= Central Register and Clearing House =

Administrative organization in teacher education in England and Wales

The Central Register and Clearing House (CRCH) was an administrative organisation in teacher education in England and Wales which existed for almost sixty years. It pre-dated by some thirty years a similar organisation for university courses (UCCA).

By the late 1920s great confusion had developed in admissions to teacher training courses. There were some fifty colleges. Potential students applied direct to each one and could receive an unlimited number of offers of places. Colleges had no idea how many students would arrive, and applicants had no central source of vacancy information. Problems were eased by ad hoc co-operation between the colleges and their joint Committee of Principals, but it became clear that an administrative solution was needed. The Training Colleges Clearing House was the result and was founded in 1933. Under the new system a candidate was considered in turn by only one college at a time, from a list chosen by each applicant, with forwarding of the application ceasing when a place was offered.

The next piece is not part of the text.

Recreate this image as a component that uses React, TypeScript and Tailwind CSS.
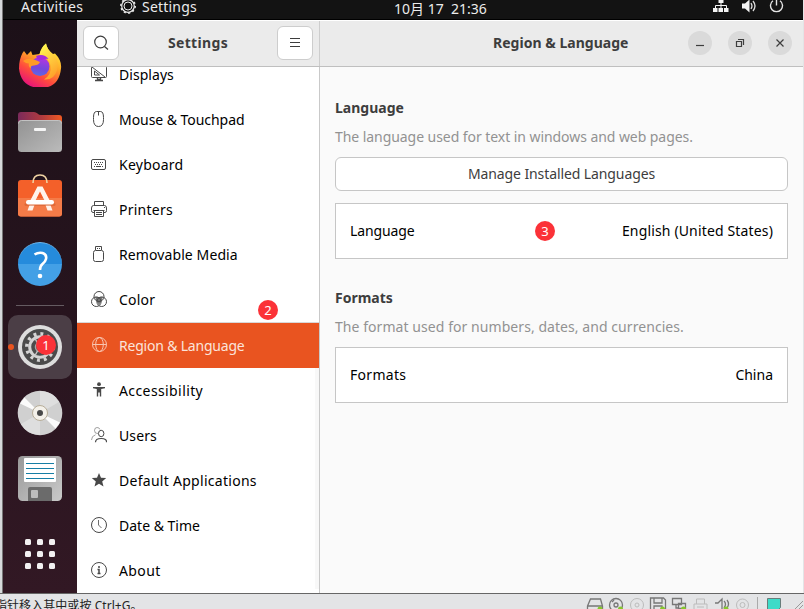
import React from 'react';

const line = { fill: 'none', stroke: 'currentColor', strokeWidth: 1 } as const;

function Icon({ children, size = 16, className = '' }: { children: React.ReactNode; size?: number; className?: string }) {
  return (
    <svg width={size} height={size} viewBox={`0 0 ${size} ${size}`} className={`shrink-0 ${className}`}>
      {children}
    </svg>
  );
}

const icons: Record<string, React.ReactNode> = {
  displays: (
    <g {...line}>
      <path d="M1.500.500h13q1 0 1 1v9q0 1-1 1h-13q-1 0-1-1v-9q0-1 1-1ZM1 1l13 10M3.500 5v4h5Z" />
      <path d="M6.500 12v1.500h3V12M4 14.500h8" strokeWidth="1.400" />
    </g>
  ),
  mouse: (
    <g {...line}>
      <path d="M5.500.500h4q3 0 3 6v2q0 7-5 7t-5-7v-2q0-6 3-6ZM7.500.500v4" />
    </g>
  ),
  keyboard: (
    <g {...line}>
      <rect x=".5" y="3.500" width="14" height="10" rx="1.500" />
      <path d="M3 6.500h10M4 8.500h8" strokeDasharray="1 1" />
      <path d="M3 10.500h1M5 10.500h5M11 10.500h1" />
    </g>
  ),
  printer: (
    <g {...line}>
      <path d="M3.500 4V.500h9V4M3 11.500H2q-1.500 0-1.500-2V7q0-2.500 2-2.500h11q2 0 2 2.500v2.500q0 2-1.500 2h-1M3.500 9v6.500h9V9M2.500 9.500h11M5 11.500h6M5 13.500h6M13 6.500h1" />
    </g>
  ),
  usb: (
    <g {...line}>
      <path d="M4.500 4V.500h6V4M6 2.500h1M8 2.500h1" />
      <rect x="2.500" y="4.500" width="10" height="11" rx="2" />
    </g>
  ),
  color: (
    <g {...line}>
      <path d="M4 6h8l-1.500 4L8 14 5.500 10Z" fill="currentColor" stroke="none" opacity=".75" />
      <circle cx="8" cy="5.500" r="5" />
      <circle cx="5.300" cy="10.700" r="4.800" />
      <circle cx="10.700" cy="10.700" r="4.800" />
    </g>
  ),
  globe: (
    <g {...line}>
      <circle cx="8.500" cy="7.500" r="7" />
      <ellipse cx="8.500" cy="7.500" rx="3.800" ry="7" />
      <path d="M1.500 7.500h14" />
    </g>
  ),
  access: (
    <g fill="currentColor">
      <circle cx="8" cy="2.200" r="1.900" />
      <path d="M2 5h12v1.200l-3.800.700v7.600H8.800v-4H7.200v4H5.800V6.900L2 6.200Z" />
    </g>
  ),
  users: (
    <g {...line}>
      <g opacity=".5">
        <path d="M7 6.500Q3.500 7 3.500 3.500 3.500.500 6 .500q2.500 0 3 2M.500 13q0-4 4-5.200" />
      </g>
      <ellipse cx="10.200" cy="6.500" rx="2.700" ry="3.200" />
      <path d="M4.500 15.200q0-3.700 5.700-3.700t5.300 3.700" strokeWidth="1.200" />
    </g>
  ),
  star: <path fill="currentColor" d="m8 1 2 4.800 5.200.3-4 3.300L12.500 14.500 8 11.700l-4.500 2.800 1.300-5.100-4-3.300L6 5.800Z" />,
  clock: (
    <g {...line}>
      <circle cx="8" cy="8" r="7.500" />
      <path d="M7.500 3v5l3 3" opacity=".8" />
    </g>
  ),
  about: (
    <g {...line}>
      <circle cx="8" cy="8" r="7.500" />
      <path d="M8 4v2M6.500 7.500H8V11M6.500 11.500h3" strokeWidth="1.500" />
    </g>
  ),
};

type Row = { icon: string; label: string; track: string };

const topRows: Row[] = [
  { icon: 'displays', label: 'Displays', track: 'tracking-[0.05px]' },
  { icon: 'mouse', label: 'Mouse & Touchpad', track: 'tracking-[-0.05px]' },
  { icon: 'keyboard', label: 'Keyboard', track: 'tracking-[0.25px]' },
  { icon: 'printer', label: 'Printers', track: 'tracking-[0.25px]' },
  { icon: 'usb', label: 'Removable Media', track: 'tracking-[0.1px]' },
  { icon: 'color', label: 'Color', track: 'tracking-[0.2px]' },
];

const bottomRows: Row[] = [
  { icon: 'access', label: 'Accessibility', track: 'tracking-[0.4px]' },
  { icon: 'users', label: 'Users', track: 'tracking-[0.1px]' },
  { icon: 'star', label: 'Default Applications', track: 'tracking-[0.28px]' },
  { icon: 'clock', label: 'Date & Time', track: 'tracking-[0px]' },
  { icon: 'about', label: 'About', track: 'tracking-[0.4px]' },
];

function SideRow({ row, active = false }: { row: Row; active?: boolean }) {
  return (
    <div className={`flex h-[45px] shrink-0 items-center pl-3.5 ${active ? 'bg-[#e95420] text-[#fbe3da]' : 'text-black'}`}>
      <Icon className={`mr-3 -mt-px ${active ? 'text-[#f8c4b0]' : 'text-[#484848]'}`}>{icons[row.icon]}</Icon>
      <span className={`whitespace-nowrap ${row.track}`}>{row.label}</span>
    </div>
  );
}

function Badge({ n, className }: { n: number; className: string }) {
  return (
    <div className={`absolute z-10 flex size-5 items-center justify-center rounded-full bg-[#fb3238] text-[13px] leading-5 text-white ${className}`}>
      {n}
    </div>
  );
}

function Firefox() {
  return (
    <svg width="44" height="44" viewBox="0 0 44 44" className="shrink-0">
      <defs>
        <linearGradient id="ffBody" x1=".8" y1=".1" x2=".3" y2="1">
          <stop offset="0" stopColor="#ffe93f" />
          <stop offset=".35" stopColor="#ffa726" />
          <stop offset=".68" stopColor="#ff4b3d" />
          <stop offset="1" stopColor="#e5127c" />
        </linearGradient>
        <linearGradient id="ffGlobe" x1=".6" y1="0" x2=".4" y2="1">
          <stop offset="0" stopColor="#b833e1" />
          <stop offset=".6" stopColor="#7448dc" />
          <stop offset="1" stopColor="#5b6ae6" />
        </linearGradient>
        <linearGradient id="ffFlame" x1=".4" y1="0" x2=".8" y2="1">
          <stop offset="0" stopColor="#fff44f" />
          <stop offset="1" stopColor="#ff9a27" />
        </linearGradient>
      </defs>
      <path d="M4.500 10 6 8l3 4 4-4 1.500 4 7-1q2-7 6.500-10.500 1 6 7 10.500l2-.5q7 7 6 15-2 19.500-20.500 19.500Q3 44.500 1 25.500q0-9 3.500-15.500Z" fill="url(#ffBody)" />
      <path d="M21.500 11.500Q23 4.500 28 .500q1 6 6 10 8 7 5 17-3 10-13 9 8-5 6.500-14-1.500-8-11-11Z" fill="url(#ffFlame)" />
      <circle cx="22" cy="23.500" r="9.500" fill="url(#ffGlobe)" />
      <path d="M5 18q4-3 9-2 4 1 8 3-1 3-6 3.500-4 0-3 3-3-2-2-5-3 0-6-2.500Z" fill="#ff9b25" />
      <path d="M18 13q8-3 12.500 3-3-.5-5 .5-2 1-6-.5Z" fill="#a52bdc" />
    </svg>
  );
}

function Files() {
  return (
    <svg width="44" height="44" viewBox="0 0 44 44" className="shrink-0">
      <defs>
        <linearGradient id="fdBack">
          <stop offset="0" stopColor="#7b2a5b" />
          <stop offset=".55" stopColor="#b23b3e" />
          <stop offset="1" stopColor="#f15a22" />
        </linearGradient>
        <linearGradient id="fdFront" x2="1" y2="1">
          <stop offset="0" stopColor="#929292" />
          <stop offset="1" stopColor="#bbb" />
        </linearGradient>
      </defs>
      <path d="M0 5q0-3 3-3h13q2 0 3.500 1.500T23 5h18q3 0 3 3v12H0Z" fill="url(#fdBack)" />
      <rect y="10" width="44" height="32" rx="3.500" fill="url(#fdFront)" />
      <path d="M.500 13.500q0-3 3-3h37q3 0 3 3" fill="none" stroke="#c2c2c2" />
      <rect x="16" y="18" width="12" height="3" rx="1" fill="#f5f5f5" />
    </svg>
  );
}

function Store() {
  return (
    <svg width="44" height="44" viewBox="0 0 44 44" className="shrink-0">
      <rect y="6" width="44" height="36.500" rx="3" fill="#f4602a" />
      <path d="M0 24h44v15.500q0 3-3 3H3q-3 0-3-3Z" fill="#f47b48" />
      <path d="M15 9q0-8 7-8t7 8" fill="none" stroke="#f0d3a3" strokeWidth="1.600" />
      <path d="M19.500 12.500h5L32.500 28h-5.200L22 17.500 16.700 28h-5.200Z" fill="#fff4ec" />
      <path d="M11.500 31h5l-2 5.500h-5ZM27.500 31h5l2 5.500h-5Z" fill="#fff0e8" />
      <path d="M8 30.500h28" stroke="#cf5a2b" strokeWidth="3" strokeLinecap="round" opacity=".5" />
      <rect x="8" y="26" width="28" height="4.500" rx="2.200" fill="#fff" />
    </svg>
  );
}

function Help() {
  return (
    <div className="mt-6 flex size-11 shrink-0 items-center justify-center rounded-full border-t border-[#6eb8ef] bg-linear-to-b from-[#258bdc] from-50% to-[#43a0e6] to-50%">
      <svg width="44" height="44" viewBox="0 0 44 44">
        <path d="M16.500 11.500q4-2.500 8-1.500 4.500 1.500 3.500 6-.5 2.500-3.500 5-2.500 2-2.500 6" fill="none" stroke="#fff" strokeWidth="2.600" />
        <circle cx="22" cy="33" r="2.300" fill="#fff" />
      </svg>
    </div>
  );
}

function Gear() {
  return (
    <svg width="46" height="46" viewBox="-23 -23 46 46" className="shrink-0">
      <circle r="22" fill="#ddd" />
      <circle r="18" fill="#4b4b4b" />
      <circle r="13.200" fill="none" stroke="#d4d4d4" strokeWidth="3.500" strokeDasharray="2.900 4.011" />
      <circle r="10.300" fill="none" stroke="#d4d4d4" strokeWidth="3" />
      <circle r="4.500" fill="none" stroke="#a5a5a5" strokeWidth="1.500" />
      <path d="M5 0H10M-2.500 4-5 8.500M-2.500-4-5-8.500" stroke="#c4c4c4" strokeWidth="1.500" />
    </svg>
  );
}

function Disc() {
  return (
    <svg width="46" height="46" viewBox="-23 -23 46 46" className="mt-[11px] shrink-0">
      <circle r="22.300" fill="#d0d0d0" />
      <path d="M0 0 0-22A22 22 0 0 1 19-11ZM0 0V22A22 22 0 0 1-19 11Z" fill="#dedede" />
      <path d="m0 0-20-9.500 4.500-6ZM0 0l20 9.500-4.500 6Z" fill="#fbfbfb" />
      <circle r="7.500" fill="#f4f1ea" stroke="#b7ad98" />
      <circle r="3" fill="#484848" />
    </svg>
  );
}

function Floppy() {
  return (
    <svg width="44" height="46" viewBox="0 0 44 46" className="mt-[20px] shrink-0">
      <defs>
        <linearGradient id="flBody" x2="1" y2="1">
          <stop offset="0" stopColor="#989898" />
          <stop offset="1" stopColor="#cacaca" />
        </linearGradient>
      </defs>
      <rect width="44" height="45" rx="4.500" fill="url(#flBody)" />
      <rect x="6" y="2" width="32" height="24" rx="1" fill="#fff" />
      <path d="M8 7.500h28M8 12.500h28M8 17.500h28M8 22.500h28" stroke="#167ea5" />
      <path d="M10 45V33q0-2 2-2h20q2 0 2 2v12Z" fill="#6b6b6b" />
      <rect x="13" y="34" width="7" height="8" rx="1" fill="#bdbdbd" />
    </svg>
  );
}

function Dock() {
  return (
    <div className="flex w-[74px] shrink-0 flex-col items-center bg-linear-to-b from-[#1c1018] to-[#321824] pt-[23px]">
      <Firefox />
      <div className="mt-[23px]"><Files /></div>
      <div className="mt-5"><Store /></div>
      <Help />
      <div className="mt-[19px] h-px w-12 shrink-0 bg-[#655b61]" />
      <div className="relative mt-[9px] flex size-16 shrink-0 items-center justify-center rounded-[10px] bg-[#4b3e46]">
        <div className="absolute top-[29px] left-0 size-1.5 rounded-full bg-[#e95420]" />
        <Gear />
        <Badge n={1} className="top-5 left-7" />
      </div>
      <Disc />
      <Floppy />
      <div className="mt-[37px] grid grid-cols-3 gap-1.5">
        {Array.from({ length: 9 }, (_, i) => (
          <div key={i} className="size-1.5 rounded-[1.5px] bg-[#f2f0f1]" />
        ))}
      </div>
    </div>
  );
}

function TopBar() {
  return (
    <div className="flex h-5 shrink-0 border-b border-black bg-[#131313] text-[14px] leading-[14px] text-[#ececec]">
      <span className="ml-[18px] w-[99px] tracking-[0.4px]">Activities</span>
      <svg width="16" height="16" viewBox="-8 -8 16 16" className="-mt-[2px] shrink-0">
        <circle r="6.300" fill="none" stroke="#ececec" strokeWidth="1.200" />
        <circle r="7.200" fill="none" stroke="#ececec" strokeWidth="1.500" strokeDasharray="2 2.524" />
        <circle r="4" fill="none" stroke="#ececec" />
      </svg>
      <span className="ml-1.5 w-[252px] tracking-[0.2px]">Settings</span>
      <span className="mt-0.5 w-[319px] whitespace-pre">10月 17  21:36</span>
      <svg width="72" height="14" viewBox="0 0 72 14" className="shrink-0">
        <g fill="#f4f4f4">
          <path d="M5.500 0h5v3h-5zM0 8h4.500v4H0zM5.500 8H10v4H5.500zM11 8h4.500v4H11z" />
          <path d="M2.500 8V5.500h11V8M8 2v6" fill="none" stroke="#f4f4f4" />
          <path d="M29 3.500h3l4.500-4v13l-4.500-4h-3Z" />
        </g>
        <path d="M38 3q2 3 0 6M40 1q4 5 0 10" fill="none" stroke="#ddd" strokeWidth="1.300" />
        <path d="M60 .800a6 6 0 1 0 7 0M63.500-1v6.500" fill="none" stroke="#e4e4e4" strokeWidth="1.400" />
      </svg>
    </div>
  );
}

function Header() {
  return (
    <>
      <div className="flex h-[46px] items-center border-t border-white bg-[#ebebeb]">
        <div className="flex h-full w-[242px] shrink-0 items-center justify-between px-1.5 pb-px">
          <div className="flex h-[34px] w-9 items-center justify-center rounded-md border border-[#cdcdcd] bg-white text-[#3d3d3d]">
            <Icon><g {...line} strokeWidth="1.200"><circle cx="7.500" cy="7" r="5.800" /><path d="m11.500 11.500 3.500 3" /></g></Icon>
          </div>
          <span className="-mt-px text-[14px] font-bold tracking-[0.35px] text-[#3d3d3d]">Settings</span>
          <div className="flex h-[34px] w-9 items-center justify-center rounded-md border border-[#cdcdcd] bg-white text-[#3d3d3d]">
            <Icon><path {...line} d="M3 3.500h10M3 7.500h10M3 11.500h10" /></Icon>
          </div>
        </div>
        <div className="h-full w-px bg-[#cdcdcd]" />
        <div className="flex flex-1 items-center pb-px">
          <span className="-mt-px ml-[173px] w-[195px] whitespace-nowrap text-[14px] font-bold tracking-[0.02px] text-[#3d3d3d]">Region &amp; Language</span>
          <div className="flex gap-4 text-[#3d3d3d]">
            {['M4 10.500h8', 'M4.500 6.500h5v5h-5ZM6 4.500h5.500V10', 'm4.500 4.500 7 7m0-7-7 7'].map((d) => (
              <div key={d} className="flex size-6 items-center justify-center rounded-full bg-[#dadada]">
                <Icon><path {...line} strokeWidth="1.200" d={d} /></Icon>
              </div>
            ))}
          </div>
        </div>
      </div>
      <div className="h-px shrink-0 bg-[#bfbfbf]" />
    </>
  );
}

function StatusBar() {
  return (
    <div className="flex h-4 shrink-0 justify-between overflow-hidden border-t border-[#666] bg-[#e3e4e6]">
      <span className="-ml-[5px] mt-1 whitespace-nowrap text-[12px] leading-4 tracking-[0.06px] text-[#222]">指针移入其中或按 Ctrl+G。</span>
      <svg width="218" height="15" viewBox="586 594 218 15">
        <g fill="none" stroke="#777" strokeWidth="1.300">
          <path d="m587.500 606 3-7h10l2 7v4h-15ZM587.500 606h15" />
          <circle cx="616" cy="605" r="6.500" />
          <circle cx="616" cy="605" r="2" />
          <path d="M612 602l2-2" />
          <path d="M650.500 598h13l2 2v10h-15ZM654 598v5h8v-5M654 610v-4h8v4" />
          <path d="M672.500 598.500h9v6h-9ZM678.500 603.500h7v5h-7ZM676 605v3h2.500" />
          <path d="M715 603h3l4-4v11M724 601q3 3 0 7M727 600q3 4 0 8" />
        </g>
        <g fill="none" stroke="#bcbcbc">
          <circle cx="637" cy="605" r="6.500" /><circle cx="637" cy="605" r="2" />
          <path d="M696.500 604v-5h8v5M694 610v-6h13v6M697 607h7" />
          <circle cx="742.500" cy="605" r="6" /><circle cx="742.500" cy="605" r="2.500" />
        </g>
        <g fill="#86c72c">
          <circle cx="600" cy="609" r="2.500" /><circle cx="620.500" cy="609" r="2.500" /><circle cx="662.500" cy="609" r="2.500" /><circle cx="683.500" cy="609" r="2.500" /><circle cx="726" cy="609" r="2.500" />
        </g>
        <path d="M757.500 597v12" stroke="#aaa" />
        <path d="M767.500 598.500h13v9l-3 3h-10Z" fill="#3ddbc8" stroke="#687d7b" />
        <path d="m795 609 8-8M799 609l4-4" stroke="#999" />
      </svg>
    </div>
  );
}

export default function App() {
  return (
    <div className="flex h-[609px] w-[804px] flex-col overflow-hidden bg-[#e3e4e6] font-['Noto_Sans','Noto_Sans_CJK_SC',sans-serif] text-[14px]">
      <div className="flex h-[593px] shrink-0">
        <div className="w-[3px] shrink-0 border-r border-[#777] bg-[#d6d9db]" />
        <div className="flex w-[800px] shrink-0 flex-col">
          <TopBar />
          <div className="flex min-h-0 flex-1">
            <Dock />
            <div className="flex min-w-0 flex-1 flex-col">
              <Header />
              <div className="flex min-h-0 flex-1">
                <nav className="relative w-[242px] shrink-0 bg-white">
                  <div className="h-full overflow-hidden">
                    <div className="-mt-[15px] flex flex-col">
                      {topRows.map((row) => <SideRow key={row.label} row={row} />)}
                      <div className="h-px bg-[#d8d8d8]" />
                      <SideRow active row={{ icon: 'globe', label: 'Region & Language', track: 'tracking-[-0.2px]' }} />
                      {bottomRows.map((row) => <SideRow key={row.label} row={row} />)}
                    </div>
                  </div>
                  <div className="absolute top-[301px] right-0 bottom-1 w-1 bg-[#f8f8f8]" />
                  <Badge n={2} className="top-[233px] left-[181px]" />
                </nav>
                <main className="flex flex-1 flex-col border-l border-[#c9c9c9] bg-[#fafafa] px-[15px] pt-[31px]">
                  <h2 className="text-[14px] leading-5 font-bold text-[#3d3d3d]">Language</h2>
                  <p className="mt-[9px] leading-5 tracking-[-0.06px] text-[#929292]">The language used for text in windows and web pages.</p>
                  <div className="mt-2.5 flex h-[34px] items-center justify-center rounded-md border border-[#c6c6c6] bg-white pb-0.5 tracking-[-0.1px] text-[#3d3d3d]">Manage Installed Languages</div>
                  <div className="relative mt-3 flex h-14 items-center justify-between border border-[#c6c6c6] bg-white px-3.5 pb-0.5 text-black">
                    <span className="tracking-[-0.1px]">Language</span>
                    <span className="tracking-[0.15px]">English (United States)</span>
                    <Badge n={3} className="top-[17px] left-[199px]" />
                  </div>
                  <h2 className="mt-[29px] text-[14px] leading-5 font-bold text-[#3d3d3d]">Formats</h2>
                  <p className="mt-[9px] leading-5 tracking-[0.06px] text-[#929292]">The format used for numbers, dates, and currencies.</p>
                  <div className="mt-2.5 flex h-14 items-center justify-between border border-[#c6c6c6] bg-white px-3.5 pb-0.5 text-black">
                    <span className="tracking-[0.3px]">Formats</span>
                    <span>China</span>
                  </div>
                </main>
              </div>
            </div>
          </div>
        </div>
      </div>
      <StatusBar />
    </div>
  );
}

In 1943 the Committee of Principals became the Association of Teachers in Colleges and Departments of Education (ATCDE). By 1944 there were some 55 colleges and about 5000 applicants. There was a large post-war expansion in numbers being trained as teachers. From 1960 the Clearing House worked in close co-existence with the new Graduate Teacher Training Registry. In 1962 the newly renamed Central Register and Clearing House was set up as a limited company but was still supervised by the ATCDE and was based at their offices in Crawford Place, London W1. By 1972 the scheme had 160 member colleges and 56,000 applicants.

The CRCH was involved in discussions with both UCCA and the polytechnics as early as 1972 about the future shape of higher education admissions.

CRCH handled applications to non-teaching degree courses as these began to be introduced at its member colleges. The CRCH ceased to function after the cycle leading to admissions in 1992 and its responsibilities passed on to UCAS. Its records are lodged in the Library at the University of Warwick. Some had already been published in an earlier document.